Designed to keep Russian oil flowing into global markets while curbing Moscow's ability to fund its war in Ukraine, the US hopes the price cap will be agreed upon at least a month before the EU's sanctions kick in on Dec. 5 and Feb. 5 for crude and products, respectively. As envisaged, the price cap would prohibit shippers, insurers and insurance brokers in compliant countries from providing services to oil buyers in other countries trading Russian oil above a specified price level.
"The US-proposed price cap continues to gain momentum," Paul Sheldon, chief geopolitical adviser at S&P Global Commodity Insights, said. "Our reference case assumes a complicated enforcement process and the need for Russia to willingly sell into the cap would mute the desired impact of keeping more oil on the market, at least initially."

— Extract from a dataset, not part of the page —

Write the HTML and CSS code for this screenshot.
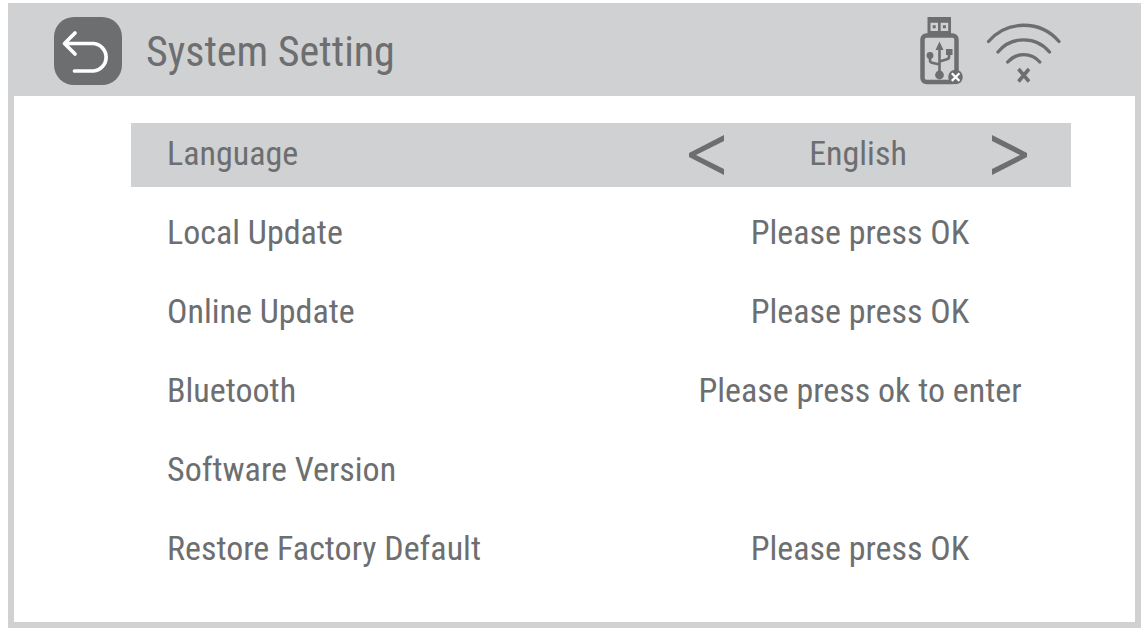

The following is a roundup of the key market movements and implications for the price cap plans so far:
The value of Russia's flagship Urals export-grade crude took a tumble in the wake of the Ukraine war, hitting record lows of $40/b below physical Dated Brent, as many Western buyers shunned Moscow's oil. But the discounts for Urals began to shrink sharply in August as global supplies tightened and China and India stepped up imports of cheap Russian oil. The falling spread for Russian crude propped up Moscow's oil revenues even as benchmark oil prices slipped back from June highs. Some market watchers see the renewed impetus for the G7 price cap initiative as a direct response to the narrowing discounts for Russian crude.
US Treasury officials have said the proposal aims to set three separate price caps for imports of Russian crude and higher and lower value oil products such as jet and fuel oil.
Before the war, 60% of European imports of diesel came from Russia, a dependency that rises to 70% for Northwest Europe, while in the Mediterranean 25% of diesel imports were coming from Russia, according to tanker tracking data provider Kpler. Russia's seaborne oil exports fell 6% to a new post-Ukraine war low in the first half of September, according to Kpler. As Russian volumes fall ahead of sanctions, growing US imports mean the US is set to become Europe's biggest supplier of oil in the coming months.
Some oil supply losses from Russia are seen as likely even if the EU reworks its existing sanctions to incorporate the price cap mechanism before year-end.
Oil importers, refiners and traders looking to buy Russian crudes after December will find it difficult to access G7 finance and insurance services. Europe is heavily reliant on Russian oil, meaning it will take time to diversify supply, but new dynamics are emerging.
With the main leverage of the price cap directed at the provision of tanker shipping insurance in compliant countries, market watchers expect some buyers of Russian crude to use a growing source of alternative insurance services offered in Russia and China.